Step 1: Create an endpoint

  1. Select a Model: Choose from our list of popular, pre-trained models.

  2. Configure Compute Resources:

    • GPU Selection: Select the GPU type based on your performance and cost requirements. OGC might provide a recommended GPU that ensures the optimal cost/performance for the selected model.
    • Location: Choose the geographical location where your endpoint will be hosted.
  3. Autoscaling (Optional):

    • Replicas: Define the minimum and maximum number of replicas for your endpoint to scale between.
    • Zero to Scale Policy: If the minimum replicas are set to Zero, your endpoint will scale down to zero replicas based on the defined policy.

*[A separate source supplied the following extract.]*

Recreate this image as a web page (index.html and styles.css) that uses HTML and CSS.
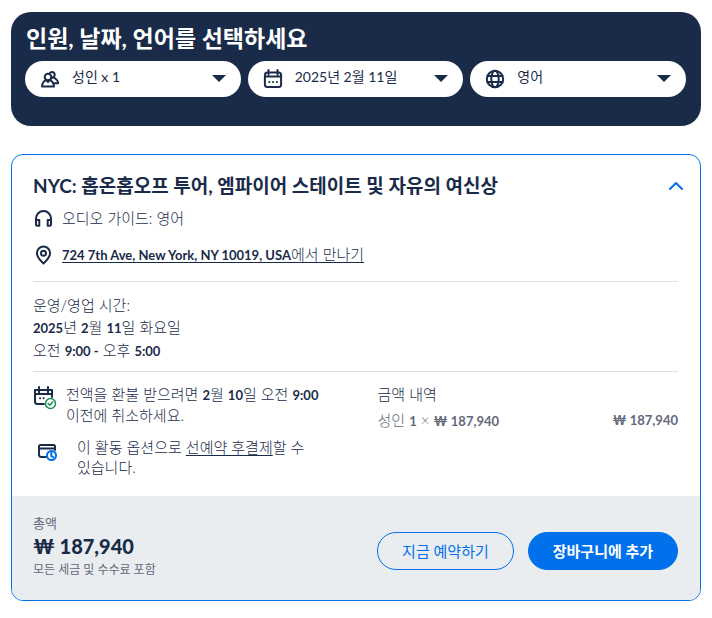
FILE: index.html
```html
<!DOCTYPE html>
<html lang="ko">
<head>
<meta charset="utf-8">
<meta name="viewport" content="width=device-width, initial-scale=1">
<title>예약 옵션</title>
<link rel="stylesheet" href="styles.css">
</head>
<body>
<main class="page">
  <section class="filters">
    <h2 class="filters-title">인원, 날짜, 언어를 선택하세요</h2>
    <form class="filters-row">
      <label class="pill">
        <svg class="icon" viewBox="0 0 20 20" aria-hidden="true"><circle cx="8" cy="8" r="3.3"/><path d="M2 17.5c0-3.2 1.8-5.2 3.9-6.8L8 13l2.100-2.300c2.100 1.600 3.900 3.600 3.900 6.800z"/><path d="M9.800 4.200a2.700 2.700 0 1 1 3.300 4l1.500.8c2.200 1.400 3.400 3 3.600 5.200h-4.600M10.800 9.600l2.300-1.400"/></svg>
        <select aria-label="인원"><option>성인 x 1</option></select>
        <svg class="caret" viewBox="0 0 14 8" aria-hidden="true"><path d="M0 0h14L7 7z"/></svg>
      </label>
      <label class="pill">
        <svg class="icon" viewBox="0 0 20 20" aria-hidden="true"><rect x="1.900" y="3.500" width="16.200" height="14.500" rx="2.500"/><path d="M2 7.500h16M5.500 1v4.500M14.500 1v4.500"/><path d="M6.200 13h.1M10 13h.1M13.800 13h.1"/></svg>
        <select aria-label="날짜"><option>2025년 2월 11일</option></select>
        <svg class="caret" viewBox="0 0 14 8" aria-hidden="true"><path d="M0 0h14L7 7z"/></svg>
      </label>
      <label class="pill">
        <svg class="icon" viewBox="0 0 20 20" aria-hidden="true"><circle cx="10" cy="10" r="8.200"/><ellipse cx="10" cy="10" rx="3.700" ry="8.200"/><path d="M2.500 7h15M2.500 13h15"/></svg>
        <select aria-label="언어"><option>영어</option></select>
        <svg class="caret" viewBox="0 0 14 8" aria-hidden="true"><path d="M0 0h14L7 7z"/></svg>
      </label>
    </form>
  </section>

  <article class="card">
    <div class="card-body">
      <header class="card-head">
        <h3 class="card-title">NYC: 홉온홉오프 투어, 엠파이어 스테이트 및 자유의 여신상</h3>
        <button class="toggle" type="button" aria-label="접기"><svg viewBox="0 0 16 10" aria-hidden="true"><path d="M2 8l6-6 6 6"/></svg></button>
      </header>
      <p class="fact">
        <svg class="icon" viewBox="0 0 20 20" aria-hidden="true"><path d="M3 16v-5.500a7.500 7.500 0 0 1 15 0V16"/><path d="M3 12h3.300v5.800H4.500A1.500 1.500 0 0 1 3 16.300zM18 12h-3.300v5.800h1.800a1.500 1.500 0 0 0 1.500-1.500z"/></svg>
        <span>오디오 가이드: 영어</span>
      </p>
      <p class="fact fact-place">
        <svg class="icon" viewBox="0 0 20 20" aria-hidden="true"><path d="M10.500 18.500c-3.600-3.400-6.600-6.500-6.600-10.300a6.600 6.600 0 0 1 13.200 0c0 3.800-3 6.900-6.600 10.300z"/><circle cx="10.500" cy="8.300" r="2.500"/></svg>
        <a href="#"><span class="latin">724 7th Ave, New York, NY 10019, USA</span>에서 만나기</a>
      </p>
      <div class="hours">
        <p>운영/영업 시간:</p>
        <p><span class="latin">2025</span>년 <span class="latin">2</span>월 <span class="latin">11</span>일 화요일</p>
        <p>오전 <span class="latin">9:00 -</span> 오후 <span class="latin">5:00</span></p>
      </div>
      <div class="details">
        <div class="policies">
          <div class="policy">
            <svg class="icon-policy" viewBox="0 0 24 24" aria-hidden="true"><path d="M11 18H4.500A2.500 2.500 0 0 1 2 15.500V4h17v7M2 8h17M6 1v5.500M15 1v5.500"/><path d="M7 12.300h.1M10.500 12.300h.1"/><g class="green"><circle cx="17.500" cy="17.500" r="5"/><path d="M15.200 17.600l1.600 1.600 3-3.200"/></g></svg>
            <p>전액을 환불 받으려면 <span class="latin">2</span>월 <span class="latin">10</span>일 오전 <span class="latin">9:00</span> 이전에 취소하세요.</p>
          </div>
          <div class="policy policy-later">
            <svg class="icon-policy" viewBox="0 0 24 24" aria-hidden="true"><path d="M10 18H5.500A2.500 2.500 0 0 1 3 15.500v-8A1.500 1.500 0 0 1 4.500 6h13A1.500 1.500 0 0 1 19 7.500V11M3 9.500h16"/><g class="blue"><circle cx="15.500" cy="16.500" r="4.500"/><path d="M15.300 13.800v3l1.900 1.300"/></g></svg>
            <p>이 활동 옵션으로 <a href="#">선예약 후결제</a>할 수 있습니다.</p>
          </div>
        </div>
        <div class="prices">
          <h4>금액 내역</h4>
          <p class="price-row"><span>성인 <span class="latin">1</span> × <span class="latin">₩ 187,940</span></span><span class="latin">₩ 187,940</span></p>
        </div>
      </div>
    </div>
    <footer class="card-foot">
      <div class="total">
        <p class="total-label">총액</p>
        <p class="total-price">₩ 187,940</p>
        <p class="total-note">모든 세금 및 수수료 포함</p>
      </div>
      <div class="actions">
        <button class="btn btn-outline" type="button">지금 예약하기</button>
        <button class="btn btn-solid" type="button">장바구니에 추가</button>
      </div>
    </footer>
  </article>
</main>
</body>
</html>
```
FILE: styles.css
```css
* { box-sizing: border-box; }

body, h2, h3, h4, p { margin: 0; }

body {
  background: #fff;
  color: #1a2b49;
  font: 400 15px/20px Lato, "Noto Sans CJK KR", sans-serif;
  word-break: keep-all;
}

button, select { font: inherit; color: inherit; }
a { color: inherit; text-underline-offset: 2px; }

svg { flex: none; fill: none; stroke: currentColor; stroke-width: 2; stroke-linecap: round; stroke-linejoin: round; }

.latin { font-size: 13px; font-weight: 700; }

.page {
  display: flex;
  flex-direction: column;
  gap: 28px;
  padding: 12px 11px;
}

.filters {
  padding: 12px 15px 29px 14px;
  border-radius: 20px;
  background: #1a2b49;
}

.filters-title {
  padding-left: 1px;
  color: #fff;
  font-size: 23px;
  line-height: 28px;
}

.filters-row {
  display: grid;
  grid-template-columns: repeat(3, 1fr);
  gap: 7px;
  margin-top: 9px;
}

.pill {
  display: flex;
  align-items: center;
  height: 36px;
  padding: 0 15px;
  border-radius: 18px;
  background: #fff;
}

.icon { width: 20px; height: 20px; }

.pill select {
  flex: 1;
  min-width: 0;
  margin: 0 0 4px 12px;
  padding: 0;
  border: 0;
  appearance: none;
  background: none;
  font-size: 14px;
}

.caret { width: 14px; height: 8px; fill: currentColor; stroke: none; }

.card {
  overflow: hidden;
  border: 1px solid #0071eb;
  border-radius: 12px;
}

.card-body { padding: 17px 22px 19px 21px; font-weight: 300; }

.card-head {
  display: flex;
  align-items: center;
  justify-content: space-between;
}

.card-title { font-size: 19px; line-height: 28px; }

.toggle {
  display: flex;
  margin-right: -6px;
  padding: 0;
  border: 0;
  background: none;
  color: #0071eb;
}

.toggle svg { width: 16px; height: 10px; }

.fact {
  display: flex;
  align-items: center;
  gap: 9px;
  margin-top: 8px;
}

.fact-place { margin-top: 16px; }

.hours {
  margin-top: 16px;
  padding: 12px 0 9px;
  border: solid #dcdfe4;
  border-width: 1px 0;
  line-height: 22px;
}

.details {
  display: grid;
  grid-template-columns: 1fr 1fr;
  gap: 44px;
  padding-top: 12px;
}

.policies { display: flex; flex-direction: column; gap: 12px; }

.policy { display: flex; gap: 9px; }
.policy-later { padding-left: 3px; gap: 17px; }
.icon-policy { width: 24px; height: 24px; margin-top: 2px; }

.green { stroke: #1b8f5a; stroke-width: 1.5; }
.blue { stroke: #0071eb; }

.prices h4 { font-size: 15px; font-weight: 300; line-height: 20px; }

.price-row {
  display: flex;
  justify-content: space-between;
  margin-top: 6px;
  color: #63687a;
}

.card-foot {
  display: flex;
  align-items: center;
  justify-content: space-between;
  padding: 17px 22px 20px 21px;
  background: #e9edf0;
}

.total-label, .total-note { color: #63687a; }
.total-label { font-size: 13px; }
.total-price { font-size: 20px; font-weight: 900; line-height: 26px; }
.total-note { font-size: 12px; line-height: 21px; }

.actions { display: flex; gap: 14px; margin-top: 8px; }

.btn {
  height: 38px;
  padding: 0 24px;
  border: 1px solid #0071eb;
  border-radius: 19px;
  font-size: 15px;
}

.btn-outline { background: none; color: #0071eb; }
.btn-solid { background: #0071eb; color: #fff; font-weight: 700; }
```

Step 2: Accessing your Endpoints

After creating, you are provided with an Authorization Token. When accessing inference endpoints, an authorization token is required to ensure secure access through the Authorization Header.

info

Authentication Token is only shown once upon creation. You can get a new one under Request Access Token option for your endpoint.

You'll be able to see a sample cURL command under the endpoint details.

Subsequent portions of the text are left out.